Required work: Only the number is wanted: how many lines of the data contain "React"?

Source data:
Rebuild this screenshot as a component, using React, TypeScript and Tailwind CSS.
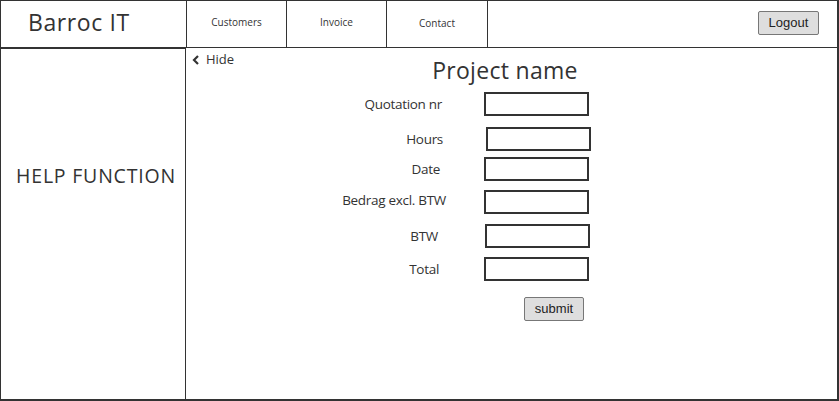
import React from "react";

const sketch = { fontFamily: '"Open Sans", "Noto Sans", sans-serif' };
const arial = { fontFamily: '"Liberation Sans", Arial, sans-serif' };

const rows: { label: string; pr: string; ml: string; mt: string }[] = [
  { label: "Quotation nr", pr: "pr-[42px]", ml: "ml-0", mt: "mt-0" },
  { label: "Hours", pr: "pr-[41px]", ml: "ml-[2px]", mt: "mt-[11px]" },
  { label: "Date", pr: "pr-[44px]", ml: "ml-0", mt: "mt-[6px]" },
  { label: "Bedrag excl. BTW", pr: "pr-[38px]", ml: "ml-0", mt: "mt-[9px]" },
  { label: "BTW", pr: "pr-[46px]", ml: "ml-[1px]", mt: "mt-[10px]" },
  { label: "Total", pr: "pr-[45px]", ml: "ml-0", mt: "mt-[9px]" },
];

export default function App() {
  return (
    <div
      className="flex h-[401px] w-[839px] flex-col border-l border-t border-r-2 border-b-2 border-[#333] bg-white text-[#333]"
      style={sketch}
    >
      <header className="flex h-[47px] shrink-0 items-stretch border-b border-[#333]">
        <div className="flex w-[186px] items-center border-r border-[#333] pl-[27px] pb-[3px] text-[23px] leading-none tracking-[0.6px]">
          Barroc IT
        </div>
        {["Customers", "Invoice", "Contact"].map((n, i) => (
          <div
            key={n}
            className={`flex justify-center border-r border-[#333] text-[10px] ${
              i === 2 ? "w-[101px] pt-[15px]" : "w-[100px] pt-[14px]"
            }`}
          >
            {n}
          </div>
        ))}
        <div className="flex flex-1 items-start justify-end pr-[18px] pt-[10px]">
          <button
            type="button"
            className="h-[24px] w-[61px] rounded-[2px] border border-[#777] bg-[#dedede] text-[13px] text-[#222]"
            style={arial}
          >
            Logout
          </button>
        </div>
      </header>

      <div className="flex flex-1">
        <aside className="flex w-[185px] items-center justify-center border-r border-t border-[#333] pb-[96px] pl-[6px] text-[19.5px] tracking-[0.8px]">
          HELP FUNCTION
        </aside>

        <main className="flex-1">
          <div className="flex h-[36px] items-start">
            <div className="ml-[6px] mt-[2px] flex items-center gap-[6px] text-[13px]">
              <svg width="8" height="10" viewBox="0 0 8 10">
                <path d="M6 1 L2 5 L6 9" fill="none" stroke="#333" strokeWidth="2.2" />
              </svg>
              <span>Hide</span>
            </div>
            <h1 className="ml-[198px] mt-[11px] text-[23px] leading-none tracking-[0.3px]">
              Project name
            </h1>
          </div>

          <div className="mt-[8px] flex flex-col">
            {rows.map((r) => (
              <div key={r.label} className={`flex items-center ${r.mt}`}>
                <span
                  className={`w-[298px] text-right text-[13.5px] font-medium leading-[16px] tracking-[-0.3px] ${r.pr} ${
                    r.label === "Bedrag excl. BTW" ? "-mt-[5px]" : ""
                  }`}
                >
                  {r.label}
                </span>
                <div className={`h-[24px] w-[105px] border-2 border-[#333] bg-white ${r.ml}`} />
              </div>
            ))}
            <div className="mt-[16px] flex">
              <button
                type="button"
                className="ml-[338px] h-[24px] w-[60px] rounded-[2px] border border-[#777] bg-[#dedede] text-[13px] text-[#222]"
                style={arial}
              >
                submit
              </button>
            </div>
          </div>
        </main>
      </div>
    </div>
  );
}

Output: 2